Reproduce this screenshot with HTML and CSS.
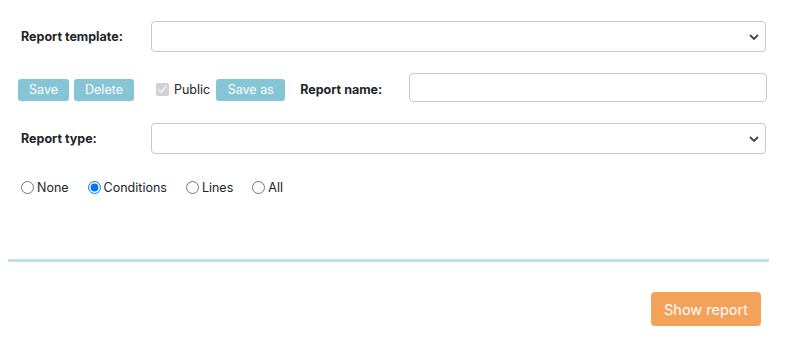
FILE: index.html
```html
<!DOCTYPE html>
<html lang="en">
<head>
  <meta charset="UTF-8">
  <title>Report</title>
  <meta name="viewport" content="width=device-width, initial-scale=1.0">
  <link rel="stylesheet" href="styles.css">
</head>
<body>

  <div class="panel">
    <div class="row row-template">
      <label class="field-label" for="template">Report template:</label>
      <select id="template" class="field-select"><option></option></select>
    </div>

    <div class="row row-actions">
      <button class="btn btn-info btn-save">Save</button>
      <button class="btn btn-info btn-delete">Delete</button>
      <label class="check">
        <input type="checkbox" checked disabled>
        <span>Public</span>
      </label>
      <button class="btn btn-info btn-saveas">Save as</button>
      <label class="field-label name-label" for="name">Report name:</label>
      <input id="name" class="field-input" type="text">
    </div>

    <div class="row row-type">
      <label class="field-label" for="type">Report type:</label>
      <select id="type" class="field-select"><option></option></select>
    </div>

    <div class="radios">
      <label class="radio"><input type="radio" name="detail"> None</label>
      <label class="radio"><input type="radio" name="detail" checked> Conditions</label>
      <label class="radio"><input type="radio" name="detail"> Lines</label>
      <label class="radio"><input type="radio" name="detail"> All</label>
    </div>

    <div class="divider"></div>

    <div class="footer">
      <button class="btn btn-warning">Show report</button>
    </div>
  </div>

</body>
</html>
```

FILE: styles.css
```css
* { box-sizing: border-box; }

body, html {
  margin: 0;
  padding: 0;
  background: #fff;
  color: #212529;
  font-family: 'Inter', 'Open Sans', sans-serif;
  font-size: 13px;
}

.panel {
  width: 761px;
  margin: 0 8px;
}

.row {
  display: flex;
  align-items: center;
}

.row-template {
  padding: 21px 3px 0 13px;
}

.row-type {
  padding: 21px 3px 0 13px;
}

.field-label {
  width: 130px;
  font-weight: 700;
  font-size: 12.5px;
  color: #212529;
}

.field-select {
  flex: 1;
  height: 31px;
  border: 1px solid #c8c8c8;
  border-radius: 4px;
  background: #fff url("data:image/svg+xml,%3Csvg xmlns='http://www.w3.org/2000/svg' width='10' height='6' viewBox='0 0 10 6'%3E%3Cpath d='M1 1l4 4 4-4' fill='none' stroke='%23444' stroke-width='1.8'/%3E%3C/svg%3E") no-repeat right 6px center;
  appearance: none;
  -webkit-appearance: none;
  font-family: inherit;
}

.row-actions {
  margin-top: 21px;
  padding-left: 10px;
}

.btn {
  border: none;
  border-radius: 3px;
  color: #fff;
  font-family: inherit;
  cursor: pointer;
}

.btn-info {
  background-color: #86c5d5;
  height: 22px;
  font-size: 12.5px;
  padding: 0 10px;
  margin-top: 4px;
}

.btn-save { width: 51px; }
.btn-delete { width: 60px; margin-left: 5px; }
.btn-saveas { width: 69px; margin-left: 6px; }

.check {
  display: flex;
  align-items: center;
  margin-left: 19px;
  margin-top: 4px;
  font-size: 12.5px;
}

.check input {
  margin: 0 5px 0 3px;
}

.name-label {
  width: auto;
  margin: 4px 27px 0 15px;
}

.field-input {
  width: 358px;
  height: 29px;
  border: 1px solid #c8c8c8;
  border-radius: 4px;
  font-family: inherit;
}

.radios {
  display: flex;
  align-items: center;
  gap: 19px;
  margin-top: 26px;
  padding-left: 13px;
}

.radio {
  display: flex;
  align-items: center;
  font-size: 12.5px;
}

.radio input {
  margin: 0 3px 0 0;
}

.divider {
  margin-top: 64px;
  height: 3px;
  background-color: #bfe0e7;
}

.footer {
  display: flex;
  justify-content: flex-end;
  padding: 30px 8px 0 0;
}

.btn-warning {
  background-color: #f4a15a;
  height: 34px;
  width: 110px;
  font-size: 14.5px;
  border-radius: 4px;
}
```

:::::

Requirement
Quote the material exactly. Pictures stay out.

Result
Reproduce this screenshot with HTML and CSS.
FILE: index.html
```html
<!DOCTYPE html>
<html lang="en">
<head>
  <meta charset="UTF-8">
  <title>Report</title>
  <meta name="viewport" content="width=device-width, initial-scale=1.0">
  <link rel="stylesheet" href="styles.css">
</head>
<body>

  <div class="panel">
    <div class="row row-template">
      <label class="field-label" for="template">Report template:</label>
      <select id="template" class="field-select"><option></option></select>
    </div>

    <div class="row row-actions">
      <button class="btn btn-info btn-save">Save</button>
      <button class="btn btn-info btn-delete">Delete</button>
      <label class="check">
        <input type="checkbox" checked disabled>
        <span>Public</span>
      </label>
      <button class="btn btn-info btn-saveas">Save as</button>
      <label class="field-label name-label" for="name">Report name:</label>
      <input id="name" class="field-input" type="text">
    </div>

    <div class="row row-type">
      <label class="field-label" for="type">Report type:</label>
      <select id="type" class="field-select"><option></option></select>
    </div>

    <div class="radios">
      <label class="radio"><input type="radio" name="detail"> None</label>
      <label class="radio"><input type="radio" name="detail" checked> Conditions</label>
      <label class="radio"><input type="radio" name="detail"> Lines</label>
      <label class="radio"><input type="radio" name="detail"> All</label>
    </div>

    <div class="divider"></div>

    <div class="footer">
      <button class="btn btn-warning">Show report</button>
    </div>
  </div>

</body>
</html>
```

FILE: styles.css
```css
* { box-sizing: border-box; }

body, html {
  margin: 0;
  padding: 0;
  background: #fff;
  color: #212529;
  font-family: 'Inter', 'Open Sans', sans-serif;
  font-size: 13px;
}

.panel {
  width: 761px;
  margin: 0 8px;
}

.row {
  display: flex;
  align-items: center;
}

.row-template {
  padding: 21px 3px 0 13px;
}

.row-type {
  padding: 21px 3px 0 13px;
}

.field-label {
  width: 130px;
  font-weight: 700;
  font-size: 12.5px;
  color: #212529;
}

.field-select {
  flex: 1;
  height: 31px;
  border: 1px solid #c8c8c8;
  border-radius: 4px;
  background: #fff url("data:image/svg+xml,%3Csvg xmlns='http://www.w3.org/2000/svg' width='10' height='6' viewBox='0 0 10 6'%3E%3Cpath d='M1 1l4 4 4-4' fill='none' stroke='%23444' stroke-width='1.8'/%3E%3C/svg%3E") no-repeat right 6px center;
  appearance: none;
  -webkit-appearance: none;
  font-family: inherit;
}

.row-actions {
  margin-top: 21px;
  padding-left: 10px;
}

.btn {
  border: none;
  border-radius: 3px;
  color: #fff;
  font-family: inherit;
  cursor: pointer;
}

.btn-info {
  background-color: #86c5d5;
  height: 22px;
  font-size: 12.5px;
  padding: 0 10px;
  margin-top: 4px;
}

.btn-save { width: 51px; }
.btn-delete { width: 60px; margin-left: 5px; }
.btn-saveas { width: 69px; margin-left: 6px; }

.check {
  display: flex;
  align-items: center;
  margin-left: 19px;
  margin-top: 4px;
  font-size: 12.5px;
}

.check input {
  margin: 0 5px 0 3px;
}

.name-label {
  width: auto;
  margin: 4px 27px 0 15px;
}

.field-input {
  width: 358px;
  height: 29px;
  border: 1px solid #c8c8c8;
  border-radius: 4px;
  font-family: inherit;
}

.radios {
  display: flex;
  align-items: center;
  gap: 19px;
  margin-top: 26px;
  padding-left: 13px;
}

.radio {
  display: flex;
  align-items: center;
  font-size: 12.5px;
}

.radio input {
  margin: 0 3px 0 0;
}

.divider {
  margin-top: 64px;
  height: 3px;
  background-color: #bfe0e7;
}

.footer {
  display: flex;
  justify-content: flex-end;
  padding: 30px 8px 0 0;
}

.btn-warning {
  background-color: #f4a15a;
  height: 34px;
  width: 110px;
  font-size: 14.5px;
  border-radius: 4px;
}
```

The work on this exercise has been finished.